— start —

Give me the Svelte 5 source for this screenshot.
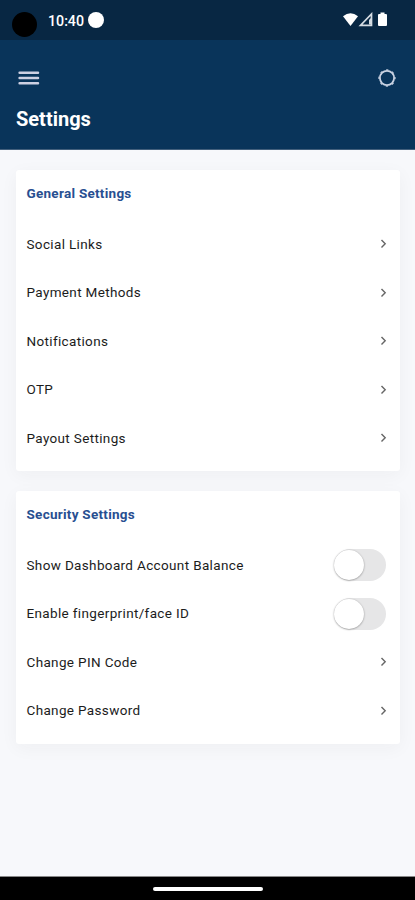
<script lang="ts">
  type Row = { label: string; toggle?: boolean };

  const sections: { title: string; rows: Row[] }[] = [
    {
      title: 'General Settings',
      rows: [
        { label: 'Social Links' },
        { label: 'Payment Methods' },
        { label: 'Notifications' },
        { label: 'OTP' },
        { label: 'Payout Settings' }
      ]
    },
    {
      title: 'Security Settings',
      rows: [
        { label: 'Show Dashboard Account Balance', toggle: true },
        { label: 'Enable fingerprint/face ID', toggle: true },
        { label: 'Change PIN Code' },
        { label: 'Change Password' }
      ]
    }
  ];

  let enabled: Record<string, boolean> = $state({});
</script>

<div class="screen">
  <div class="status">
    <span class="camera"></span>
    <span class="time">10:40</span>
    <span class="dot"></span>
    <svg class="indicators" width="46" height="16" viewBox="0 0 46 16" aria-hidden="true">
      <path d="M0 4.2 Q7.5 -1.6 15 4.2 L7.5 14 Z" fill="#fff" />
      <path d="M28.5 2 V13.3 H17.5 Z" fill="none" stroke="#d5dce3" stroke-width="1.7" />
      <path d="M28 6 V12.5 H26 V8 Z" fill="#d5dce3" />
      <path d="M36 2 H37.5 V.5 H41.5 V2 H43 Q44 2 44 3 V13 Q44 14 43 14 H36 Q35 14 35 13 V3 Q35 2 36 2 Z" fill="#fff" />
    </svg>
  </div>

  <header>
    <div class="bar">
      <button aria-label="Menu">
        <svg width="22" height="16" viewBox="0 0 22 16">
          <path d="M1.6 2.8 H20 M1.6 8.1 H20 M1.6 13.3 H20" stroke="#cdd0e2" stroke-width="2.5" stroke-linecap="round" />
        </svg>
      </button>
      <button aria-label="Theme">
        <svg width="18" height="18" viewBox="0 0 18 18">
          <circle cx="9" cy="9" r="7.1" fill="none" stroke="#c9d2e2" stroke-width="1.8" />
          <circle cx="9" cy="9" r="8.1" fill="none" stroke="#c9d2e2" stroke-width="1.1" stroke-dasharray="2.4 3.962" stroke-dashoffset="1.2" />
        </svg>
      </button>
    </div>
    <h1>Settings</h1>
  </header>

  <main>
    {#each sections as section (section.title)}
      <section>
        <h2>{section.title}</h2>
        {#each section.rows as row (row.label)}
          <div class="row">
            <span class="label">{row.label}</span>
            {#if row.toggle}
              <button
                class="switch"
                class:on={enabled[row.label]}
                role="switch"
                aria-checked={!!enabled[row.label]}
                aria-label={row.label}
                onclick={() => (enabled[row.label] = !enabled[row.label])}
              >
                <span class="knob"></span>
              </button>
            {:else}
              <svg class="chevron" width="7" height="10" viewBox="0 0 7 10" aria-hidden="true">
                <path d="M1.5 1 L5.2 4.8 L1.5 8.6" fill="none" stroke="#666" stroke-width="1.4" />
              </svg>
            {/if}
          </div>
        {/each}
      </section>
    {/each}
  </main>

  <footer><span></span></footer>
</div>

<style>
  :global(body) {
    background: #f7f8fb;
  }

  .screen {
    display: flex;
    flex-direction: column;
    height: 900px;
    font-family: Roboto, 'Liberation Sans', sans-serif;
    background: #f7f8fb;
  }

  .status {
    display: flex;
    align-items: center;
    box-sizing: border-box;
    height: 40px;
    padding: 0 26px 0 12px;
    background: #082743;
    color: #fff;
  }

  .camera {
    width: 25px;
    height: 25px;
    margin-top: 9px;
    border-radius: 50%;
    background: #000;
  }

  .time {
    width: 36px;
    margin: 2px 4px 0 11px;
    font-size: 14.2px;
    font-weight: 500;
    line-height: 20px;
  }

  .dot {
    width: 16px;
    height: 16px;
    border-radius: 50%;
    background: #fff;
  }

  .indicators {
    margin-left: auto;
  }

  header {
    box-sizing: border-box;
    height: 110px;
    padding: 28px 19px 0 16px;
    background: #09345a;
    border-bottom: 1px solid #425f7c;
    color: #fff;
  }

  .bar {
    display: flex;
    align-items: center;
    justify-content: space-between;
    height: 20px;
    padding-left: 2px;
  }

  button {
    padding: 0;
    border: 0;
    background: none;
  }

  button svg {
    display: block;
  }

  h1 {
    margin: 18px 0 0;
    font-size: 20px;
    font-weight: 700;
    line-height: 26px;
  }

  main {
    display: flex;
    flex: 1;
    flex-direction: column;
    gap: 20px;
    padding: 20px 15px 0 16px;
  }

  section {
    padding: 0 14px 8.75px 10.5px;
    border-radius: 3px;
    background: #fff;
    box-shadow: 0 4px 18px rgba(40, 40, 50, 0.045);
  }

  h2 {
    margin: 0;
    height: 49.75px;
    color: #284f91;
    font-size: 13.5px;
    font-weight: 700;
    line-height: 46px;
    letter-spacing: 0.27px;
  }

  .row {
    display: flex;
    align-items: center;
    justify-content: space-between;
    height: 48.5px;
    color: #1c1c1c;
    font-size: 13.5px;
    font-weight: 400;
    letter-spacing: 0.35px;
  }

  .label {
    padding-bottom: 1px;
  }

  .chevron {
    margin-right: -1px;
  }

  .switch {
    width: 52px;
    height: 32px;
    border-radius: 16px;
    background: #e6e6e7;
  }

  .switch.on {
    background: #284f91;
  }

  .knob {
    display: block;
    width: 30px;
    height: 30px;
    border-radius: 50%;
    background: #fff;
    box-shadow: 0 0.5px 2px rgba(0, 0, 0, 0.4);
    transition: transform 150ms;
  }

  .switch.on .knob {
    transform: translateX(22px);
  }

  footer {
    display: flex;
    align-items: center;
    justify-content: center;
    box-sizing: border-box;
    height: 24px;
    border-top: 1px solid #888;
    background: #000;
  }

  footer span {
    width: 110px;
    height: 4px;
    border-radius: 2px;
    background: #fff;
  }
</style>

— end —

Give all the lines above again, character for character, without pictures.

Give me the Svelte 5 source for this screenshot.
<script lang="ts">
  type Row = { label: string; toggle?: boolean };

  const sections: { title: string; rows: Row[] }[] = [
    {
      title: 'General Settings',
      rows: [
        { label: 'Social Links' },
        { label: 'Payment Methods' },
        { label: 'Notifications' },
        { label: 'OTP' },
        { label: 'Payout Settings' }
      ]
    },
    {
      title: 'Security Settings',
      rows: [
        { label: 'Show Dashboard Account Balance', toggle: true },
        { label: 'Enable fingerprint/face ID', toggle: true },
        { label: 'Change PIN Code' },
        { label: 'Change Password' }
      ]
    }
  ];

  let enabled: Record<string, boolean> = $state({});
</script>

<div class="screen">
  <div class="status">
    <span class="camera"></span>
    <span class="time">10:40</span>
    <span class="dot"></span>
    <svg class="indicators" width="46" height="16" viewBox="0 0 46 16" aria-hidden="true">
      <path d="M0 4.2 Q7.5 -1.6 15 4.2 L7.5 14 Z" fill="#fff" />
      <path d="M28.5 2 V13.3 H17.5 Z" fill="none" stroke="#d5dce3" stroke-width="1.7" />
      <path d="M28 6 V12.5 H26 V8 Z" fill="#d5dce3" />
      <path d="M36 2 H37.5 V.5 H41.5 V2 H43 Q44 2 44 3 V13 Q44 14 43 14 H36 Q35 14 35 13 V3 Q35 2 36 2 Z" fill="#fff" />
    </svg>
  </div>

  <header>
    <div class="bar">
      <button aria-label="Menu">
        <svg width="22" height="16" viewBox="0 0 22 16">
          <path d="M1.6 2.8 H20 M1.6 8.1 H20 M1.6 13.3 H20" stroke="#cdd0e2" stroke-width="2.5" stroke-linecap="round" />
        </svg>
      </button>
      <button aria-label="Theme">
        <svg width="18" height="18" viewBox="0 0 18 18">
          <circle cx="9" cy="9" r="7.1" fill="none" stroke="#c9d2e2" stroke-width="1.8" />
          <circle cx="9" cy="9" r="8.1" fill="none" stroke="#c9d2e2" stroke-width="1.1" stroke-dasharray="2.4 3.962" stroke-dashoffset="1.2" />
        </svg>
      </button>
    </div>
    <h1>Settings</h1>
  </header>

  <main>
    {#each sections as section (section.title)}
      <section>
        <h2>{section.title}</h2>
        {#each section.rows as row (row.label)}
          <div class="row">
            <span class="label">{row.label}</span>
            {#if row.toggle}
              <button
                class="switch"
                class:on={enabled[row.label]}
                role="switch"
                aria-checked={!!enabled[row.label]}
                aria-label={row.label}
                onclick={() => (enabled[row.label] = !enabled[row.label])}
              >
                <span class="knob"></span>
              </button>
            {:else}
              <svg class="chevron" width="7" height="10" viewBox="0 0 7 10" aria-hidden="true">
                <path d="M1.5 1 L5.2 4.8 L1.5 8.6" fill="none" stroke="#666" stroke-width="1.4" />
              </svg>
            {/if}
          </div>
        {/each}
      </section>
    {/each}
  </main>

  <footer><span></span></footer>
</div>

<style>
  :global(body) {
    background: #f7f8fb;
  }

  .screen {
    display: flex;
    flex-direction: column;
    height: 900px;
    font-family: Roboto, 'Liberation Sans', sans-serif;
    background: #f7f8fb;
  }

  .status {
    display: flex;
    align-items: center;
    box-sizing: border-box;
    height: 40px;
    padding: 0 26px 0 12px;
    background: #082743;
    color: #fff;
  }

  .camera {
    width: 25px;
    height: 25px;
    margin-top: 9px;
    border-radius: 50%;
    background: #000;
  }

  .time {
    width: 36px;
    margin: 2px 4px 0 11px;
    font-size: 14.2px;
    font-weight: 500;
    line-height: 20px;
  }

  .dot {
    width: 16px;
    height: 16px;
    border-radius: 50%;
    background: #fff;
  }

  .indicators {
    margin-left: auto;
  }

  header {
    box-sizing: border-box;
    height: 110px;
    padding: 28px 19px 0 16px;
    background: #09345a;
    border-bottom: 1px solid #425f7c;
    color: #fff;
  }

  .bar {
    display: flex;
    align-items: center;
    justify-content: space-between;
    height: 20px;
    padding-left: 2px;
  }

  button {
    padding: 0;
    border: 0;
    background: none;
  }

  button svg {
    display: block;
  }

  h1 {
    margin: 18px 0 0;
    font-size: 20px;
    font-weight: 700;
    line-height: 26px;
  }

  main {
    display: flex;
    flex: 1;
    flex-direction: column;
    gap: 20px;
    padding: 20px 15px 0 16px;
  }

  section {
    padding: 0 14px 8.75px 10.5px;
    border-radius: 3px;
    background: #fff;
    box-shadow: 0 4px 18px rgba(40, 40, 50, 0.045);
  }

  h2 {
    margin: 0;
    height: 49.75px;
    color: #284f91;
    font-size: 13.5px;
    font-weight: 700;
    line-height: 46px;
    letter-spacing: 0.27px;
  }

  .row {
    display: flex;
    align-items: center;
    justify-content: space-between;
    height: 48.5px;
    color: #1c1c1c;
    font-size: 13.5px;
    font-weight: 400;
    letter-spacing: 0.35px;
  }

  .label {
    padding-bottom: 1px;
  }

  .chevron {
    margin-right: -1px;
  }

  .switch {
    width: 52px;
    height: 32px;
    border-radius: 16px;
    background: #e6e6e7;
  }

  .switch.on {
    background: #284f91;
  }

  .knob {
    display: block;
    width: 30px;
    height: 30px;
    border-radius: 50%;
    background: #fff;
    box-shadow: 0 0.5px 2px rgba(0, 0, 0, 0.4);
    transition: transform 150ms;
  }

  .switch.on .knob {
    transform: translateX(22px);
  }

  footer {
    display: flex;
    align-items: center;
    justify-content: center;
    box-sizing: border-box;
    height: 24px;
    border-top: 1px solid #888;
    background: #000;
  }

  footer span {
    width: 110px;
    height: 4px;
    border-radius: 2px;
    background: #fff;
  }
</style>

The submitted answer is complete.